Chapitre 20 Pour en finir avec la suffisance française


Chapitre 20

Pour en finir avec la suffisance française

« Français, encore un effort si vous voulez être républicains[1], démocrates, européens… et surtout modestes  »





Karl Marx nous aime et nous connaît bien ; pour lui, le drame des Français est celui des " grands souvenirs " et du " culte réactionnaire du passé ". Au cinéma, cela donne Sunset boulevard [2]; la France a régné sur le muet et serait en train de rater la révolution du parlant.
Deux tendances, bien de chez nous, semblent contradictoires. D’un côté, l’autosatisfaction : pays des Droits de l’homme autoproclamé, fille aînée de l’Église et des Lettres, donneuse de leçons…De l’autre, la haine de soi : propension excessive à la repentance, à la contestation, voire à la division jusqu’à l’affrontement…
Ces deux tendances procèdent du même gant, retourné dans un sens ou l’autre selon l’humeur du jour. Elles ont en commun un présupposé : glorifiant ou dénigrant la France, elles postulent à chaque fois que ce terme, France, veut dire quelque chose. L’autodestruction est de toute évidence l’envers d’une haute idée de soi. Derrière le débat récurrent sur le déclin de la France, il y a l’envie de perpétuer l’idée que ce pays, vingt fois moins peuplé que la Chine, est toujours voué à une mission universelle. 
La honte, autant que la fierté, sont ennemies du discernement.
Parmi les multiples motifs de notre célèbre " antiaméricanisme ", retenons celui du dépit, de la jalousie, de l’aigreur à l’égard d’une nation qui commet les mêmes erreurs que nous : elle a la prétention de croire qu’elle est exceptionnelle, porteuse de valeurs universelles (l’american way of life) et que sa grandeur est inégalée. Nec pluribus impar, " à nul autre pareil ". Pourquoi détestons-nous les États-Unis ? Parce que nous leur ressemblons !
La France peinera à s’engager sur le chemin de la guérison tant qu’elle considèrera ses défauts comme la manifestation d’un génie singulier.
Quand allons-nous entreprendre cette " psychanalyse de l’identité française " ? Psychanalyse suppose anamnèse (renseignements fournis au médecin par un patient sur son passé et l’histoire de sa maladie) ; l’exercice nécessitera l’examen des conditions historiques dans lesquelles cette identité s’est forgée.

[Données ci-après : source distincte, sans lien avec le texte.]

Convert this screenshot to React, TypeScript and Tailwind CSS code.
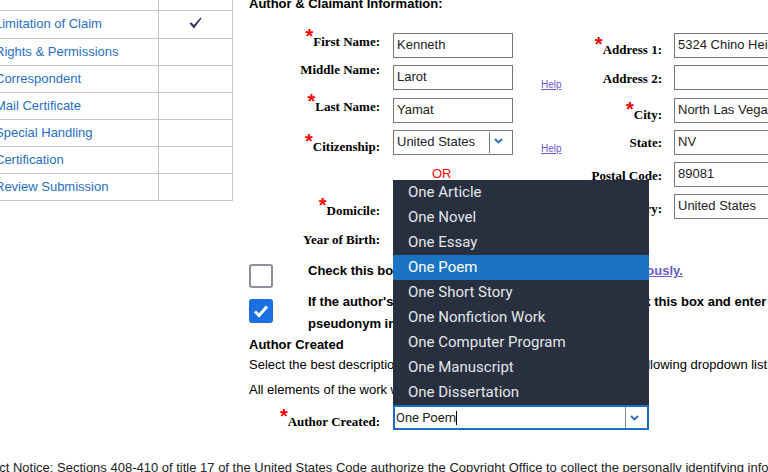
import React from "react";

const sans = "font-['Liberation_Sans',Arial,sans-serif]";
const serif = "font-['Liberation_Serif','Times_New_Roman',serif]";
const roboto = "font-['Roboto','Noto_Sans',sans-serif]";

const steps = [
  { label: "Limitation of Claim", done: true, h: "h-[28px]" },
  { label: "Rights & Permissions", done: false, h: "h-[27px]" },
  { label: "Correspondent", done: false, h: "h-[27px]" },
  { label: "Mail Certificate", done: false, h: "h-[27px]" },
  { label: "Special Handling", done: false, h: "h-[27px]" },
  { label: "Certification", done: false, h: "h-[27px]" },
  { label: "Review Submission", done: false, h: "h-[27px]" },
];

const options = [
  "One Article",
  "One Novel",
  "One Essay",
  "One Poem",
  "One Short Story",
  "One Nonfiction Work",
  "One Computer Program",
  "One Manuscript",
  "One Dissertation",
];

const inputCls = `h-[25px] shrink-0 border border-[#767676] pl-[3px] pt-[3px] text-[13px] leading-[15px] text-[#222] whitespace-nowrap overflow-hidden ${sans}`;

const Chevron = () => (
  <svg width="9" height="6" viewBox="0 0 9 6">
    <path d="M1 1 L4.5 4.5 L8 1" fill="none" stroke="#2c6cb4" strokeWidth="1.8" />
  </svg>
);

const Label = ({ text, req, cls }: { text: string; req?: boolean; cls: string }) => (
  <div className={`flex shrink-0 justify-end items-start ${cls}`}>
    {req && <span className={`text-[20px] leading-[20px] -mt-[8px] font-bold text-[#ff0000] ${sans}`}>*</span>}
    <span className={`font-bold text-[13px] leading-[15px] text-black whitespace-nowrap ${serif}`}>{text}</span>
  </div>
);

const Help = ({ cls }: { cls: string }) => (
  <div className={`w-[68px] shrink-0 pl-[28px] text-[10px] leading-[12px] ${sans} ${cls}`}>
    <span className="underline text-[#6a5acd]">Help</span>
  </div>
);

const Sidebar = () => (
  <div className={`ml-[-9px] w-[242px] shrink-0 ${sans}`}>
    <div className="flex h-[11px] border-b border-[#c6c6c6]">
      <div className="w-[168px] border-r border-[#c6c6c6]" />
      <div className="flex-1 border-r border-[#c6c6c6]" />
    </div>
    {steps.map((s) => (
      <div key={s.label} className={`flex ${s.h} border-b border-[#c6c6c6]`}>
        <div className="w-[168px] border-r border-[#c6c6c6] pl-[4px] text-[13px] leading-[26px] text-[#1f6fc6] whitespace-nowrap">
          {s.label}
        </div>
        <div className="flex-1 border-r border-[#c6c6c6] flex justify-center pt-[6px]">
          {s.done && (
            <svg width="13" height="12" viewBox="0 0 13 12">
              <path d="M0.5 6.6 L2.3 5.2 L4.8 8 L11.6 0.4 L12.6 1.3 L5 11.6 Z" fill="#35346e" />
            </svg>
          )}
        </div>
      </div>
    ))}
  </div>
);

const AuthorForm = () => (
  <div className="mt-[22px]">
    <div className="flex items-start h-[32px]">
      <Label text="First Name:" req cls="w-[144px] pr-[13px] pt-[1px]" />
      <div className={`${inputCls} w-[120px]`}>Kenneth</div>
      <div className="w-[68px] shrink-0" />
      <Label text="Address 1:" req cls="w-[93px] pr-[12px] pt-[9px]" />
      <div className={`${inputCls} w-[150px]`}>5324 Chino Heights Ln</div>
    </div>
    <div className="flex items-start h-[33px]">
      <Label text="Middle Name:" cls="w-[144px] pr-[13px] -mt-[3px]" />
      <div className={`${inputCls} w-[120px]`}>Larot</div>
      <Help cls="pt-[14px]" />
      <Label text="Address 2:" cls="w-[93px] pr-[12px] pt-[6px]" />
      <div className={`${inputCls} w-[150px]`} />
    </div>
    <div className="flex items-start h-[32px]">
      <Label text="Last Name:" req cls="w-[144px] pr-[13px] pt-[1px]" />
      <div className={`${inputCls} w-[120px]`}>Yamat</div>
      <div className="w-[68px] shrink-0" />
      <Label text="City:" req cls="w-[93px] pr-[12px] pt-[9px]" />
      <div className={`${inputCls} w-[150px]`}>North Las Vegas</div>
    </div>
    <div className="flex items-start h-[32px]">
      <Label text="Citizenship:" req cls="w-[144px] pr-[13px] pt-[9px]" />
      <div className={`h-[25px] w-[120px] shrink-0 flex border border-[#767676] text-[13px] leading-[15px] text-[#222] ${sans}`}>
        <div className="w-[95px] pl-[3px] pt-[3px] whitespace-nowrap">United States</div>
        <div className="w-px bg-[#767676] my-[1px]" />
        <div className="w-[22px] pl-[4px] pt-[7px]">
          <Chevron />
        </div>
      </div>
      <Help cls="pt-[13px]" />
      <Label text="State:" cls="w-[93px] pr-[12px] pt-[5px]" />
      <div className={`${inputCls} w-[150px]`}>NV</div>
    </div>
    <div className="flex items-start h-[32px]">
      <div className="w-[144px] shrink-0" />
      <div className={`w-[120px] shrink-0 pl-[39px] pt-[4px] text-[13px] leading-[15px] text-[#ff0000] ${sans}`}>OR</div>
      <div className="w-[68px] shrink-0" />
      <Label text="Postal Code:" cls="w-[93px] pr-[12px] pt-[6px]" />
      <div className={`${inputCls} w-[150px]`}>89081</div>
    </div>
    <div className="flex items-start h-[32px]">
      <Label text="Domicile:" req cls="w-[144px] pr-[13px] pt-[9px]" />
      <div className={`${inputCls} w-[120px]`}>United States</div>
      <div className="w-[68px] shrink-0" />
      <Label text="Country:" cls="w-[93px] pr-[12px] pt-[7px]" />
      <div className={`${inputCls} w-[150px]`}>United States</div>
    </div>
    <div className="flex items-start h-[34px]">
      <Label text="Year of Birth:" cls="w-[144px] pr-[13px] pt-[6px]" />
      <div className={`${inputCls} w-[60px]`} />
    </div>
  </div>
);

const Checks = () => (
  <div className={`text-[13px] leading-[22px] font-bold text-black ${sans}`}>
    <div className="flex items-start">
      <div className="w-[24px] h-[24px] mt-[4px] shrink-0 rounded-[3px] border-2 border-[#8f8f9d] bg-white" />
      <div className="ml-[35px] whitespace-nowrap">
        Check this box if this author&apos;s work was made <span className="underline text-[#6a5acd]">anonymously.</span>
      </div>
    </div>
    <div className="flex items-start mt-[3px]">
      <div className="w-[24px] h-[24px] mt-[8px] shrink-0 rounded-[3px] bg-[#1a6fe3] flex items-center justify-center">
        <svg width="16" height="14" viewBox="0 0 16 14">
          <path d="M2 7.5 L6 11.5 L14 2.5" fill="none" stroke="#fff" strokeWidth="3" />
        </svg>
      </div>
      <div className="ml-[35px] whitespace-nowrap">
        <div>If the author&apos;s work is made under a pseudonym, check this box and enter the</div>
        <div>pseudonym in the field provided below.</div>
      </div>
    </div>
  </div>
);

const AuthorCreated = () => (
  <div className={`text-[13px] leading-[15px] text-black ${sans}`}>
    <div className="mt-[2px] font-bold">Author Created</div>
    <div className="mt-[5px] whitespace-nowrap">
      Select the best description of the work created by this author in the following dropdown list.
    </div>
    <div className="mt-[10px] whitespace-nowrap">All elements of the work were created by this author.</div>
    <div className="mt-[8px] flex items-start">
      <Label text="Author Created:" req cls="w-[144px] pr-[13px] pt-[9px]" />
      <div className="relative w-[256px] shrink-0">
        <div className="absolute left-0 bottom-full w-[256px] z-10 bg-[#282f3e]">
          {options.map((o) => (
            <div
              key={o}
              className={`h-[25px] pl-[15px] text-[15px] leading-[25px] whitespace-nowrap ${roboto} ${
                o === "One Poem" ? "bg-[#1a74c1] text-white" : "text-[#e4e6ea]"
              }`}
            >
              {o}
            </div>
          ))}
        </div>
        <div className="h-[25px] flex border-2 border-[#1b6ec2] bg-white">
          <div className={`w-[230px] pl-[1px] pt-[3px] text-[13px] leading-[15px] text-[#222] flex items-start ${roboto}`}>
            One Poem<span className="inline-block w-px h-[14px] bg-black mt-[1px]" />
          </div>
          <div className="w-px bg-[#8a8a8a]" />
          <div className="w-[21px] pl-[4px] pt-[8px]">
            <Chevron />
          </div>
        </div>
      </div>
    </div>
  </div>
);

export default function App() {
  return (
    <div className="w-[768px] h-[472px] overflow-hidden bg-white">
      <div className="flex">
        <Sidebar />
        <div className="flex-1 min-w-0 pl-[16px] -mt-[4px]">
          <div className={`text-[13px] leading-[15px] font-bold text-black whitespace-nowrap ${sans}`}>
            Author &amp; Claimant Information:
          </div>
          <AuthorForm />
          <Checks />
          <AuthorCreated />
        </div>
      </div>
      <div className={`mt-[30px] ml-[-55px] whitespace-nowrap text-[13px] leading-[15px] text-[#222] ${sans}`}>
        Privacy Act Notice: Sections 408-410 of title 17 of the United States Code authorize the Copyright Office to
        collect the personally identifying information requested on this form in order to process the application.
      </div>
    </div>
  );
}
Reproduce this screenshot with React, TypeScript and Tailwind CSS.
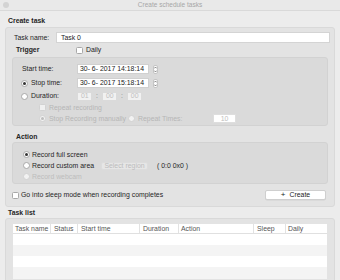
import React from "react";

const Radio = ({ on = false, disabled = false }: { on?: boolean; disabled?: boolean }) => (
  <span
    className={`inline-flex items-center justify-center w-[7px] h-[7px] rounded-full border shrink-0 ${
      disabled ? "border-[#d2d2d2] bg-[#f2f2f2]" : "border-[#a8a8a8] bg-white"
    }`}
  >
    {on && <span className={`w-[3px] h-[3px] rounded-full ${disabled ? "bg-[#bdbdbd]" : "bg-[#333]"}`} />}
  </span>
);

const Check = ({ disabled = false }: { disabled?: boolean }) => (
  <span
    className={`inline-block w-[7px] h-[7px] rounded-[1.5px] border shrink-0 ${
      disabled ? "border-[#d2d2d2] bg-[#f0f0f0]" : "border-[#a8a8a8] bg-white"
    }`}
  />
);

const Stepper = () => (
  <span className="ml-[4px] inline-flex flex-col items-center justify-center w-[5px] h-[9px] rounded-[2px] border border-[#c4c4c4] bg-white">
    <svg width="3" height="7" viewBox="0 0 3 7">
      <path d="M0.3 2.4 L1.5 1 L2.7 2.4" fill="none" stroke="#555" strokeWidth="0.7" />
      <path d="M0.3 4.6 L1.5 6 L2.7 4.6" fill="none" stroke="#555" strokeWidth="0.7" />
    </svg>
  </span>
);

const DateField = ({ value }: { value: string }) => (
  <div className="flex items-center">
    <div className="w-[72px] h-[10px] bg-white border border-[#d0d0d0] flex items-center pl-[2px] text-[#222] whitespace-nowrap overflow-hidden">
      {value}
    </div>
    <Stepper />
  </div>
);

const SmallBox = ({ v }: { v: string }) => (
  <div className="w-[15px] h-[9px] bg-[#f1f1f1] border border-[#dadada] flex items-center pl-[3px] text-[#c0c0c0]">
    {v}
  </div>
);

export default function App() {
  return (
    <div
      className="w-[340px] h-[280px] bg-[#ececec] overflow-hidden text-[6.9px] leading-[8px] text-[#262626]"
      style={{ fontFamily: '"Liberation Sans", Arial, sans-serif' }}
    >
      {/* Title bar */}
      <div className="relative h-[11px] flex items-center justify-center border-b border-[#d9d9d9] bg-[#e9e9e9] text-[6.5px]">
        <span className="absolute left-[3px] top-[2px] w-[6px] h-[6px] rounded-full bg-[#d3d3d3]" />
        <span className="text-[#a6a6a6]">Create schedule tasks</span>
      </div>

      {/* Create task label */}
      <div className="h-[16px] flex items-end pl-[8px] pb-[2px] font-bold text-[#1e1e1e]">Create task</div>

      {/* Outer group */}
      <div className="mx-[5px] h-[180px] bg-[#e3e3e3] border border-[#d9d9d9] rounded-[3px] px-[6px] flex flex-col">
        <div className="mt-[4px] h-[11px] flex items-center">
          <span className="w-[44px] pl-[2px]">Task name:</span>
          <div className="flex-1 h-[11px] mr-[-2px] bg-white border border-[#d4d4d4] flex items-center pl-[4px] text-[#222]">
            Task 0
          </div>
        </div>

        <div className="h-[14px] flex items-center">
          <span className="w-[64px] pl-[4px] font-bold text-[#262626]">Trigger</span>
          <Check />
          <span className="ml-[3px]">Daily</span>
        </div>

        {/* Trigger box */}
        <div className="h-[69px] bg-[#dadada] border border-[#d2d2d2] rounded-[3px] pt-[4px] flex flex-col">
          <div className="h-[14px] flex items-center">
            <span className="w-[64px] pl-[9px]">Start time:</span>
            <DateField value="30- 6- 2017 14:18:14" />
          </div>
          <div className="h-[14px] flex items-center">
            <span className="w-[64px] pl-[8px] flex items-center">
              <Radio on />
              <span className="ml-[3px]">Stop time:</span>
            </span>
            <DateField value="30- 6- 2017 15:18:14" />
          </div>
          <div className="h-[12px] flex items-center">
            <span className="w-[64px] pl-[8px] flex items-center">
              <Radio />
              <span className="ml-[3px]">Duration:</span>
            </span>
            <div className="flex items-center">
              <SmallBox v="01" />
              <span className="mx-[4px] text-[#888]">:</span>
              <SmallBox v="00" />
              <span className="mx-[4px] text-[#888]">:</span>
              <SmallBox v="00" />
            </div>
          </div>
          <div className="h-[11px] flex items-center pl-[26px] text-[#b6b6b6]">
            <Check disabled />
            <span className="ml-[3px]">Repeat recording</span>
          </div>
          <div className="h-[11px] flex items-center pl-[26px] text-[#b6b6b6]">
            <Radio on disabled />
            <span className="ml-[3px] w-[79px] whitespace-nowrap">Stop Recording manually</span>
            <Radio disabled />
            <span className="ml-[3px] w-[75px]">Repeat Times:</span>
            <div className="w-[23px] h-[9px] bg-white border border-[#dedede] flex items-center justify-center text-[#c0c0c0]">
              10
            </div>
          </div>
        </div>

        <div className="h-[16px] flex items-end pb-[1px] pl-[4px] font-bold">Action</div>

        {/* Action box */}
        <div className="h-[42px] bg-[#dadada] border border-[#d2d2d2] rounded-[3px] pt-[6px] flex flex-col">
          <div className="h-[11px] flex items-center pl-[10px]">
            <Radio on />
            <span className="ml-[2px]">Record full screen</span>
          </div>
          <div className="h-[11px] flex items-center pl-[10px]">
            <Radio />
            <span className="ml-[2px] w-[69px]">Record custom area</span>
            <div className="w-[47px] h-[8px] bg-[#e6e6e6] border border-[#dcdcdc] rounded-[2px] flex items-center justify-center text-[#bcbcbc] whitespace-nowrap">
              Select region
            </div>
            <span className="ml-[9px]">( 0:0 0x0 )</span>
          </div>
          <div className="h-[11px] flex items-center pl-[10px] text-[#bdbdbd]">
            <Radio disabled />
            <span className="ml-[2px]">Record webcam</span>
          </div>
        </div>

        <div className="flex-1 flex items-center">
          <Check />
          <span className="ml-[2px] flex-1">Go into sleep mode when recording completes</span>
          <div className="w-[61px] h-[10px] mr-[2px] bg-white border border-[#cfcfcf] rounded-[2px] flex items-center justify-center gap-[4px] text-[#222] shadow-[0_0.5px_0.5px_rgba(0,0,0,0.08)]">
            <span className="text-[8px] leading-[8px]">+</span>
            <span>Create</span>
          </div>
        </div>
      </div>

      {/* Task list */}
      <div className="h-[11px] flex items-end pl-[8px] pb-[1px] font-bold">Task list</div>
      <div className="mx-[5px] h-[70px] bg-[#e3e3e3] border border-[#d9d9d9] rounded-t-[3px] px-[7px] pt-[5px]">
        <div className="bg-white">
          <div className="h-[10px] flex items-center border-b border-[#e0e0e0] text-[#555] whitespace-nowrap">
            <span className="w-[38px] pl-[2px] h-full flex items-center border-r border-[#e2e2e2]">Task name</span>
            <span className="w-[27px] pl-[3px] h-full flex items-center border-r border-[#e2e2e2]">Status</span>
            <span className="w-[62px] pl-[3px] h-full flex items-center border-r border-[#e2e2e2]">Start time</span>
            <span className="w-[39px] pl-[3px] h-full flex items-center border-r border-[#e2e2e2]">Duration</span>
            <span className="w-[75px] pl-[2px] h-full flex items-center border-r border-[#e2e2e2]">Action</span>
            <span className="w-[32px] pl-[3px] h-full flex items-center border-r border-[#e2e2e2]">Sleep</span>
            <span className="flex-1 pl-[2px] h-full flex items-center">Daily</span>
          </div>
          <div className="h-[11px] bg-white" />
          <div className="h-[11px] bg-[#f4f4f4]" />
          <div className="h-[11px] bg-white" />
          <div className="h-[12px] bg-[#f4f4f4]" />
        </div>
      </div>
    </div>
  );
}
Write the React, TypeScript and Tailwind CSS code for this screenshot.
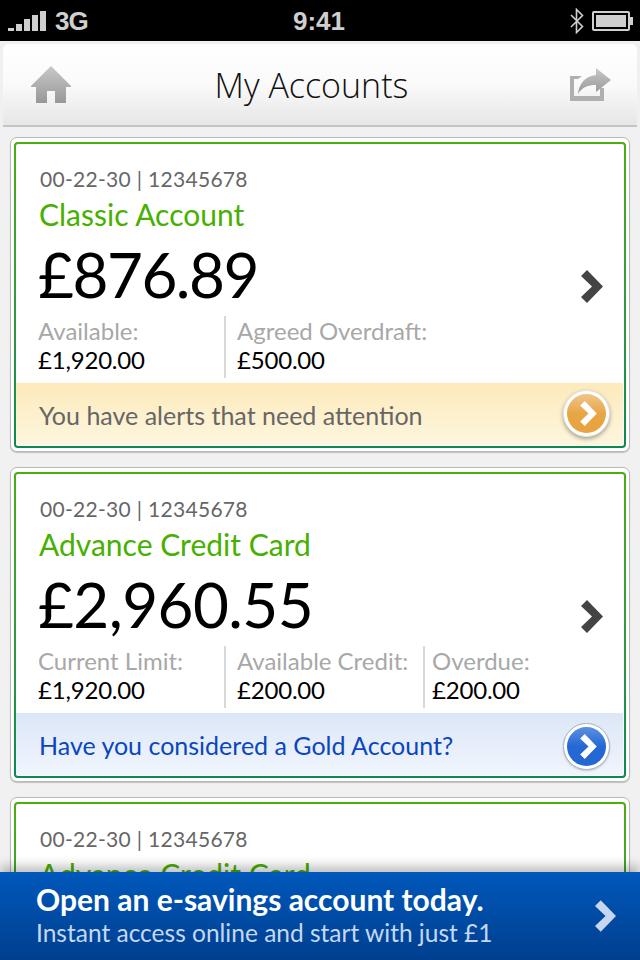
import React from 'react';

const font = { fontFamily: 'Lato, "Open Sans", sans-serif' };

function Chevron({ className, color }: { className?: string; color: string }) {
  return (
    <svg viewBox="0 0 22 33" className={className}>
      <polygon points="0,6 6,0 22,16.5 6,33 0,27 11,16.5" fill={color} />
    </svg>
  );
}

function StatusBar() {
  return (
    <div className="flex h-[41px] items-center justify-between bg-black pl-[8px] pr-[7px] text-[#cfcfcf]">
      <div className="flex w-[118px] items-center gap-[9px]">
        <div className="flex items-end gap-[2px]">
          <div className="h-[3px] w-[6px] bg-[#cfcfcf]" />
          <div className="h-[7px] w-[6px] bg-[#cfcfcf]" />
          <div className="h-[12px] w-[6px] bg-[#cfcfcf]" />
          <div className="h-[16px] w-[6px] bg-[#cfcfcf]" />
          <div className="h-[20px] w-[6px] bg-[#cfcfcf]" />
        </div>
        <span className="text-[26px] font-bold leading-none tracking-[-1px]" style={{ fontFamily: '"Liberation Sans", sans-serif' }}>3G</span>
      </div>
      <span className="text-[26px] font-bold leading-none" style={{ fontFamily: '"Liberation Sans", sans-serif' }}>9:41</span>
      <div className="flex w-[121px] items-center justify-end gap-[8px]">
        <svg viewBox="0 0 14 26" className="h-[26px] w-[14px]">
          <path d="M1 7 L12.5 18.5 L6.5 24.5 V1.5 L12.5 7.5 L1 19" fill="none" stroke="#cfcfcf" strokeWidth="1.6" />
        </svg>
        <div className="flex items-center">
          <div className="flex h-[20px] w-[38px] items-center rounded-[2px] border-2 border-[#cfcfcf] p-[2px]">
            <div className="h-full w-full bg-[#cfcfcf]" />
          </div>
          <div className="h-[8px] w-[3px] bg-[#cfcfcf]" />
        </div>
      </div>
    </div>
  );
}

function NavBar() {
  return (
    <div className="bg-[#f0f0f0] px-[3px] pt-[3px]">
      <div className="flex h-[83px] items-center justify-between rounded-t-[6px] border-b-2 border-[#c4c4c4] bg-gradient-to-b from-white via-[#fafafa] to-[#e6e6e6] pl-[28px] pr-[25px]">
        <svg viewBox="0 0 40 38" className="h-[38px] w-[40px]">
          <defs>
            <linearGradient id="grey" x1="0" y1="0" x2="0" y2="1">
              <stop offset="0" stopColor="#c8c8c8" />
              <stop offset="1" stopColor="#989898" />
            </linearGradient>
          </defs>
          <path d="M20 0 L40 20 L40 21 L35 21 L35 37 L24 37 L24 25 L16 25 L16 37 L5 37 L5 21 L0 21 L0 20 Z" fill="url(#grey)" />
        </svg>
        <span className="mr-[18px] text-[34px] leading-none text-[#111]" style={{ fontFamily: '"Open Sans", sans-serif', fontWeight: 300 }}>My Accounts</span>
        <svg viewBox="0 0 42 34" className="h-[34px] w-[42px]">
          <path d="M0 8 H12 L8 11 H4 V28 H30 V20 H34 V33 H0 Z" fill="#b0b0b0" />
          <path d="M26 0 L41 12 L26 24 V17 C18 17 12 19 8 26 C9 15 16 8 26 7 Z" fill="url(#grey)" />
        </svg>
      </div>
    </div>
  );
}

type Stat = { label: string; value: string; width: string };

type Account = {
  name: string;
  balance: string;
  balanceClass: string;
  stats: Stat[];
  message: string;
  tone: 'alert' | 'promo';
};

function RoundButton({ tone }: { tone: 'alert' | 'promo' }) {
  const alert = tone === 'alert';
  return (
    <div
      className={
        'flex h-[47px] w-[47px] items-center justify-center rounded-full bg-white ' +
        (alert
          ? '-translate-y-[1px] border border-[#e4e4e4] shadow-[0_2px_4px_rgba(0,0,0,0.35)]'
          : 'translate-y-[2px] border border-[#a8b4c4] shadow-[0_1px_2px_rgba(0,0,0,0.2)]')
      }
    >
      <div className={'flex h-[39px] w-[39px] items-center justify-center rounded-full bg-gradient-to-b ' + (alert ? 'from-[#efc588] via-[#e8a544] via-50% to-[#e8a33f]' : 'from-[#5b90e0] via-[#2468d4] via-50% to-[#2468d4]')}>
        <Chevron className="ml-[3px] h-[25px] w-[17px]" color="#ffffff" />
      </div>
    </div>
  );
}

function AccountCard({ account }: { account: Account }) {
  const alert = account.tone === 'alert';
  return (
    <div className="rounded-[7px] border border-[#b8b8b8] bg-white px-[3px] pb-[3px] pt-[4px] shadow-[0_1px_1px_rgba(0,0,0,0.2)]">
      <div className="rounded-[4px] bg-gradient-to-b from-[#4cae0a] to-[#0a8a50] p-[2px]">
        <div className="rounded-[2px] bg-white pb-[1px] pr-[1px]">
          <div className="relative h-[239px] pl-[22px] pt-[20px]">
            <div className="ml-[2px] text-[21px] leading-[30px] tracking-[0.3px] text-[#666]">
              00-22-30 | 12345678
            </div>
            <div className="ml-[1px] text-[30px] leading-[40px] text-[#47b000]">{account.name}</div>
            <div className={'h-[80px] text-[62px] leading-[80px] text-black ' + account.balanceClass}>{account.balance}</div>
            <div className="flex pt-[2px]">
              {account.stats.map((s, i) => (
                <div key={s.label} className={s.width + ' h-[62px] ' + (i > 0 ? 'border-l-2 border-[#d8d8d8] ' + (i === 1 ? 'pl-[11px]' : 'pl-[7px]') : '')}>
                  <div className="text-[24px] leading-[29px] text-[#a8a8a8]">{s.label}</div>
                  <div className="text-[24px] leading-[30px] tracking-[-0.2px] text-black">{s.value}</div>
                </div>
              ))}
            </div>
            <div className="absolute right-[20px] top-[126px]">
              <Chevron className="h-[33px] w-[22px]" color="#444444" />
            </div>
          </div>
          <div className={'flex h-[62px] items-center justify-between pl-[23px] pr-[13px] bg-gradient-to-b ' + (alert ? 'from-[#fdeabb] to-[#fdf6de] text-[#666]' : 'from-[#dce7f7] to-[#f0f5fd] text-[#0a46c0]')}>
            <span className="mt-[3px] text-[25px] leading-none">{account.message}</span>
            <RoundButton tone={account.tone} />
          </div>
        </div>
      </div>
    </div>
  );
}

const accounts: Account[] = [
  {
    name: 'Classic Account',
    balance: '£876.89',
    balanceClass: 'tracking-[-1.5px]',
    stats: [
      { label: 'Available:', value: '£1,920.00', width: 'w-[186px]' },
      { label: 'Agreed Overdraft:', value: '£500.00', width: 'w-[300px]' },
    ],
    message: 'You have alerts that need attention',
    tone: 'alert',
  },
  {
    name: 'Advance Credit Card',
    balance: '£2,960.55',
    balanceClass: 'tracking-[-0.6px]',
    stats: [
      { label: 'Current Limit:', value: '£1,920.00', width: 'w-[186px]' },
      { label: 'Available Credit:', value: '£200.00', width: 'w-[199px]' },
      { label: 'Overdue:', value: '£200.00', width: 'w-[190px]' },
    ],
    message: 'Have you considered a Gold Account?',
    tone: 'promo',
  },
  {
    name: 'Advance Credit Card',
    balance: '£2,960.55',
    balanceClass: 'tracking-[-0.6px]',
    stats: [
      { label: 'Current Limit:', value: '£1,920.00', width: 'w-[186px]' },
      { label: 'Available Credit:', value: '£200.00', width: 'w-[199px]' },
      { label: 'Overdue:', value: '£200.00', width: 'w-[190px]' },
    ],
    message: 'Have you considered a Gold Account?',
    tone: 'promo',
  },
];

export default function App() {
  return (
    <div className="relative h-[960px] w-[640px] overflow-hidden bg-[#f1f1f1]" style={font}>
      <StatusBar />
      <NavBar />
      <div className="flex flex-col gap-[15px] pl-[10px] pr-[10px] pt-[10px]">
        {accounts.map((a, i) => (
          <AccountCard key={i} account={a} />
        ))}
      </div>
      <div className="absolute bottom-0 left-0 right-0 flex h-[88px] items-center justify-between bg-gradient-to-b from-[#0058bb] to-[#003f8f] pl-[36px] pr-[24px] shadow-[0_-6px_10px_rgba(0,0,0,0.25)]">
        <div className="-mt-[2px]">
          <div className="text-[30px] font-bold leading-[34px] text-white">Open an e-savings account today.</div>
          <div className="mt-[1px] text-[24.5px] leading-[32px] text-[#c5d8f2]">Instant access online and start with just £1</div>
        </div>
        <Chevron className="h-[32px] w-[21px]" color="#c5d6ee" />
      </div>
    </div>
  );
}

Mais qui, dans les milieux savants, dans les médias, dans l’opinion en général, se préoccupe de cette indispensable déconstruction-reconstruction de la mémoire française ?
Contre la rigidité franco-identitaire, choisissons la thérapie par l’ironie et l’impertinence. 
Lors du Grand débat national sur l’identité nationale en novembre 2009, le journaliste nord-américain Ted Stanger, auteur de Sacrés français, écrivait : « les Français ont toujours un avis sur tout. Ils adorent qu’on les flatte et qu’on leur fasse croire qu’ils sont intelligents. Un débat comme celui sur l’identité nationale permet de faire oublier la crise, le chômage et de faire bosser les préfectures. »
Ce cher vieux pays devrait donc procéder sans détour à une véritable cure d’amaigrissement -l’orgueil provoque une surcharge pondérale- et de désintoxication. Convenir enfin que sa puissance et son rayonnement tiennent, aujourd’hui, plus aux savoir-faire de ses travailleurs, à la créativité de ses artistes, à la beauté de ses pays, qu’au rappel incantatoire de ses gloires politiques et militaires passées. 
Puisqu’il ne faut pas trop désespérer les Français, laissons-les apprécier ces mots d’Henry Miller, en 1947 : « J’entends sans cesse dire que c’en est fini des Français, en tant que nation ou peuple. Pour moi, cela est impensable. Les Français peuvent perdre une guerre, ils peuvent perdre de leur puissance mondiale, ils peuvent perdre leur territoire, jamais ils ne perdront leur esprit. C’est à cette éternelle qualité humaine, chez vous autres Français -même chez les plus modestes- que je rends hommage. »


[1] Le marquis de Sade n’avait pas tout à fait tort d’exhorter ses concitoyens à faire un effort pour être républicains… (La Philosophie dans le boudoir, 1795).
[2] Boulevard du crépuscule, film noir américain de Billy Wilder, sorti en 1950. Il relate l’histoire tragique d’une ancienne vedette du cinéma muet dont la vie est dominée par le fantasme d’un retour triomphant à l’écran.